7. “Be respectful,” says Mark, though employing courtesy and kindness ought to be a no-brainer. “Treat me the way you want to be treated.” Listen when the kids speak. Don’t tease. Offer encouragement and sincere praise, not false flattery. You’ve got to love how Cameron puts it: “Act like we’re the host, [and you are] an exchange student.” Kids are keenly sensitive to matters of respect, and when they feel they’re being dissed, you’ll know it. “When they put me down or get in my face,” says Mark, “I retaliate by avoiding them or being difficult.”

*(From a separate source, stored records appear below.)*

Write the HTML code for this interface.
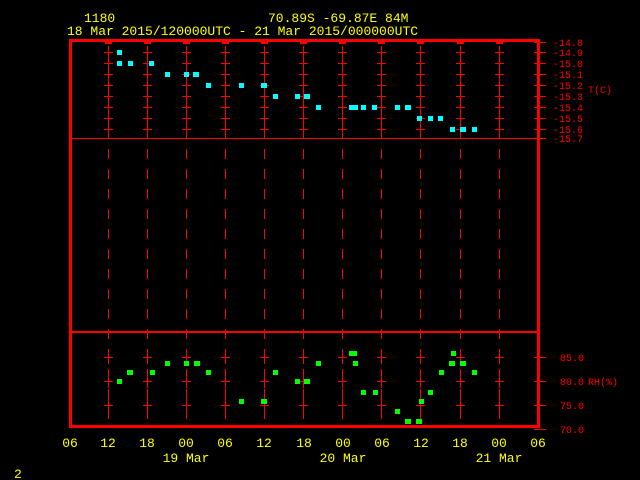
<!DOCTYPE html>
<html><head><style>
html,body{margin:0;padding:0;background:#000;width:640px;height:480px;overflow:hidden}
svg{display:block}
text{font-family:"Liberation Mono",monospace}
</style></head><body>
<svg width="640" height="480" viewBox="0 0 640 480" shape-rendering="crispEdges">
<rect width="640" height="480" fill="#000"/>
<g fill="#ffff00" font-size="13">
<text x="84" y="22">1180</text>
<text x="268" y="22">70.89S  -69.87E   84M</text>
<text x="67" y="35">18 Mar 2015/120000UTC - 21 Mar 2015/000000UTC</text>
<g text-anchor="middle">
<text x="70" y="447">06</text><text x="108" y="447">12</text><text x="147" y="447">18</text><text x="186" y="447">00</text><text x="225" y="447">06</text><text x="264" y="447">12</text><text x="304" y="447">18</text><text x="343" y="447">00</text><text x="382" y="447">06</text><text x="421" y="447">12</text><text x="460" y="447">18</text><text x="499" y="447">00</text><text x="538" y="447">06</text>
<text x="186" y="462">19 Mar</text><text x="343" y="462">20 Mar</text><text x="499" y="462">21 Mar</text>
</g>
<text x="14" y="478">2</text>
</g>
<g id="ticks" fill="#ff0000"></g>
<g fill="#ff0000">
<rect x="69" y="39" width="471" height="3"/>
<rect x="69" y="425" width="471" height="3"/>
<rect x="69" y="39" width="3" height="389"/>
<rect x="537" y="39" width="3" height="389"/>
<rect x="70" y="138" width="468" height="1"/>
<rect x="70" y="331" width="468" height="2"/>
</g>
<g fill="#ff0000" font-size="10">
<text x="553" y="46">-14.8</text><text x="553" y="56">-14.9</text><text x="553" y="67">-15.0</text><text x="553" y="78">-15.1</text><text x="553" y="89">-15.2</text><text x="553" y="100">-15.3</text><text x="553" y="111">-15.4</text><text x="553" y="122">-15.5</text><text x="553" y="133">-15.6</text><text x="553" y="142">-15.7</text>
<text x="588" y="93">T(C)</text>
<text x="560" y="361">85.0</text><text x="560" y="385">80.0</text><text x="560" y="409">75.0</text><text x="560" y="433">70.0</text>
<text x="588" y="385">RH(%)</text>
</g>
<g fill="#00ffff" id="cy"></g>
<g fill="#00ff00" id="gr"></g>
</svg>
<script>
var ns="http://www.w3.org/2000/svg";
function el(p,t,a){var e=document.createElementNS(ns,t);for(var k in a)e.setAttribute(k,a[k]);p.appendChild(e);}
function r(p,x,y,w,h){el(p,"rect",{x:x,y:y,width:w,height:h});}
var tk=document.getElementById("ticks");
var xs=[108,147,186,225,264,303,342,381,420,460,499];
var rows=[52,63,74,85,96,107,118,129,357,381,405];
xs.forEach(function(x){
for(var y=29;y<425;y+=20){var y0=Math.max(y,40),y1=Math.min(y+10,425);if(y1>y0)r(tk,x,y0,1,y1-y0);}
rows.forEach(function(y){r(tk,x-4,y,9,1);r(tk,x,y-6,1,13);});
r(tk,x-3,40,7,4);
});
[42,52,63,74,85,96,107,118,129,138,357,381,405,429].forEach(function(y){r(tk,534,y,12,1);});
var cy=document.getElementById("cy");
[[119,52,5],[119,63,5],[130,63,5],[151,63,5],[167,74,5],[186,74,5],[196,74,6],[208,85,5],[241,85,5],[264,85,6],[275,96,5],[297,96,5],[307,96,6],[318,107,5],[353,107,9],[363,107,5],[374,107,5],[397,107,5],[408,107,6],[419,118,5],[430,118,5],[440,118,5],[452,129,5],[463,129,6],[474,129,5]].forEach(function(p){r(cy,Math.round(p[0]-p[2]/2),p[1]-2,p[2],5);});
var gr=document.getElementById("gr");
[[119,381,5],[130,372,6],[152,372,5],[167,363,5],[186,363,5],[197,363,6],[208,372,5],[241,401,5],[264,401,6],[275,372,5],[297,381,5],[307,381,6],[318,363,5],[353,353,8],[355,363,5],[363,392,5],[375,392,5],[397,411,5],[408,421,6],[419,421,6],[421,401,5],[430,392,5],[441,372,5],[453,353,5],[452,363,6],[463,363,6],[474,372,5]].forEach(function(p){r(gr,Math.round(p[0]-p[2]/2),p[1]-2,p[2],5);});
</script>
</body></html>
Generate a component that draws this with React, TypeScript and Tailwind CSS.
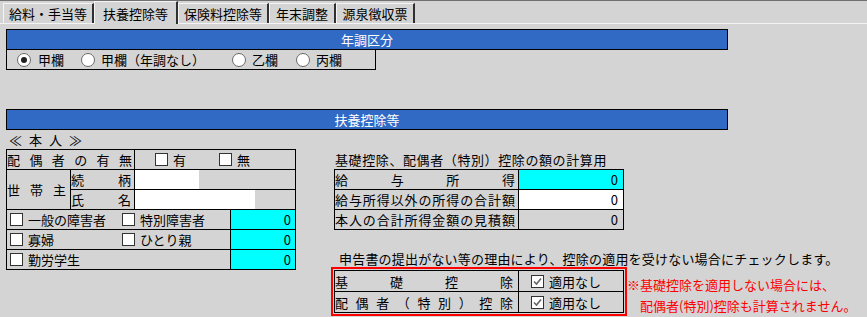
import React from "react";

const Spread = ({ text, className = "" }: { text: string; className?: string }) => (
  <div className={`flex justify-between ${className}`}>
    {[...text].map((c, i) => (
      <span key={i}>{c}</span>
    ))}
  </div>
);

const Box = ({ checked = false }: { checked?: boolean }) => (
  <span className="inline-flex h-[13px] w-[13px] shrink-0 items-center justify-center border border-[#333] bg-white">
    {checked && (
      <svg width="11" height="11" viewBox="0 0 11 11">
        <path d="M2 5.5 L4.5 8 L9 2.5" fill="none" stroke="#666" strokeWidth="1.6" />
      </svg>
    )}
  </span>
);

const Radio = ({ on = false }: { on?: boolean }) => (
  <span className="inline-flex h-[14px] w-[14px] shrink-0 items-center justify-center rounded-full border border-[#6a6a6a] bg-white">
    {on && <span className="h-[6px] w-[6px] rounded-full bg-[#222]" />}
  </span>
);

const Tab = ({ label, w, active = false }: { label: string; w: string; active?: boolean }) => (
  <div
    className={`flex items-center justify-center border-l border-t border-l-[#f4f4f4] border-t-[#f4f4f4] border-r-2 border-r-[#303030] ${w} ${
      active ? "relative -mb-px h-[23px] bg-[#d4d4d4]" : "h-[20px]"
    }`}
  >
    {label}
  </div>
);

const ChkLabel = ({ label, checked, className = "" }: { label: string; checked?: boolean; className?: string }) => (
  <div className={`flex items-center gap-[5px] ${className}`}>
    <Box checked={checked} />
    <span>{label}</span>
  </div>
);

export default function App() {
  return (
    <div className="h-[317px] w-[867px] overflow-hidden border-t border-[#707070] bg-[#d4d4d4] font-['Noto_Sans_CJK_JP',sans-serif] text-[13px] leading-none text-black">
      {/* tabs */}
      <div className="flex h-[23px] items-end border-b border-[#f4f4f4] pl-[3px]">
        <Tab label="給料・手当等" w="w-[91px]" />
        <Tab label="扶養控除等" w="w-[84px]" active />
        <Tab label="保険料控除等" w="w-[91px]" />
        <Tab label="年末調整" w="w-[67px]" />
        <Tab label="源泉徴収票" w="w-[79px]" />
      </div>

      <div className="pl-[6px] pt-[5px]">
        {/* 年調区分 */}
        <div className="flex h-[21px] w-[722px] items-center justify-center border border-black bg-[#316ac5] text-white">
          年調区分
        </div>
        <div className="flex h-[20px] w-[370px] items-center border-x border-b border-black pl-[10px]">
          <div className="flex w-[64px] items-center gap-[7px]">
            <Radio on />
            <span>甲欄</span>
          </div>
          <div className="flex w-[151px] items-center gap-[6px]">
            <Radio />
            <span>甲欄（年調なし）</span>
          </div>
          <div className="flex w-[64px] items-center gap-[6px]">
            <Radio />
            <span>乙欄</span>
          </div>
          <div className="flex items-center gap-[6px]">
            <Radio />
            <span>丙欄</span>
          </div>
        </div>

        {/* 扶養控除等 */}
        <div className="mt-[39px] flex h-[21px] w-[722px] items-center justify-center border border-black bg-[#316ac5] text-white">
          扶養控除等
        </div>
        <div className="flex h-[19px] items-center pl-[3px] tracking-[7px]">≪本人≫</div>

        <div className="flex items-start">
          {/* left table */}
          <div className="w-[290px] border border-black">
            <div className="flex h-[20px] border-b border-black">
              <Spread text="配偶者の有無" className="h-full w-[128px] items-center border-r border-black pr-[2px]" />
              <div className="flex items-center pl-[20px]">
                <ChkLabel label="有" className="w-[64px] gap-[4px]" />
                <ChkLabel label="無" className="gap-[4px]" />
              </div>
            </div>
            <div className="flex h-[40px] border-b border-black">
              <Spread text="世帯主" className="h-full w-[64px] items-center border-r border-black pr-[4px]" />
              <div className="flex flex-1 flex-col">
                <div className="flex h-[20px] border-b border-black">
                  <Spread text="続柄" className="h-full w-[64px] items-center border-r border-black pr-[3px]" />
                  <div className="h-full w-[64px] bg-white" />
                </div>
                <div className="flex h-[19px]">
                  <Spread text="氏名" className="h-full w-[64px] items-center border-r border-black pr-[3px]" />
                  <div className="h-full w-[120px] bg-white" />
                </div>
              </div>
            </div>
            {[
              ["一般の障害者", "特別障害者"],
              ["寡婦", "ひとり親"],
              ["勤労学生", ""],
            ].map(([a, b], i) => (
              <div key={i} className={`flex ${i < 2 ? "h-[20px] border-b border-black" : "h-[19px]"}`}>
                <div className="flex h-full w-[224px] items-center border-r border-black pl-[3px]">
                  <ChkLabel label={a} className="w-[112px]" />
                  {b && <ChkLabel label={b} />}
                </div>
                <div className="flex h-full flex-1 items-center justify-end bg-[#00ffff] pr-[4px]">0</div>
              </div>
            ))}
          </div>

          {/* right column */}
          <div className="ml-[38px]">
            <div className="flex h-[20px] items-center pl-[1px] tracking-[0.6px]">
              基礎控除、配偶者（特別）控除の額の計算用
            </div>
            <div className="w-[290px] border border-black">
              {[
                ["給与所得", "bg-[#00ffff]"],
                ["給与所得以外の所得の合計額", "bg-white"],
                ["本人の合計所得金額の見積額", ""],
              ].map(([label, bg], i) => (
                <div key={i} className={`flex ${i < 2 ? "h-[20px] border-b border-black" : "h-[19px]"}`}>
                  <Spread text={label} className="h-full w-[184px] items-center border-r border-black pr-[3px]" />
                  <div className={`flex h-full flex-1 items-center justify-end pr-[5px] ${bg}`}>0</div>
                </div>
              ))}
            </div>

            <div className="mt-[20px] flex h-[16px] items-center pl-[5px] tracking-[0.2px]">
              申告書の提出がない等の理由により、控除の適用を受けない場合にチェックします。
            </div>

            <div className="-ml-[3px] mt-[1px] flex items-start">
              <div className="border-2 border-[#ff0000] p-[1px]">
                <div className="w-[290px] border border-black">
                  {["基礎控除", "配偶者（特別）控除"].map((label, i) => (
                    <div key={i} className={`flex ${i < 1 ? "h-[21px] border-b border-black" : "h-[20px]"}`}>
                      <Spread text={label} className="h-full w-[184px] items-center border-r border-black pr-[5px]" />
                      <div className="flex h-full items-center pl-[12px]">
                        <ChkLabel label="適用なし" checked />
                      </div>
                    </div>
                  ))}
                </div>
              </div>
              <div className="pt-[7px] text-[#ff0000]">
                <div className="flex h-[21px] items-center">※基礎控除を適用しない場合には、</div>
                <div className="flex h-[21px] items-center pl-[13px]">配偶者(特別)控除も計算されません。</div>
              </div>
            </div>
          </div>
        </div>
      </div>
    </div>
  );
}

Yes, yes, YES. I was in a workshop about writing for kids and teens a few years ago, and we had a discussion about this (in terms of writing, anyway). Kids know when you're talking down to them or trying (and failing) to approach them at their level. They don't appreciate it. If they interpret your behavior as condescending or fake, they'll give you a hard time. Give them the same respect you would give someone your own age, and I guarantee they will respect you more for it.
8. “Give it time,” says Moira, who asks that potential dates see the situation for what it is. “Acknowledge that kids really don’t want to see their parents with someone else. The more you force it, the more they’re going to run away.” Kids can feel serious pressure from a parent to like a new person; avoid intensifying that with a less-is-more approach. “Gradually get to know the family and then go out and do things together as group,” suggests Zach. Makes sense. It’s never wise to rush any relationship. Out of the mouths of babes, huh?
Most things are best in moderation. I mean, your parents probably wouldn't like it if you swamped them with your significant other either. And most kids need to take time to bond with any new adult anyway.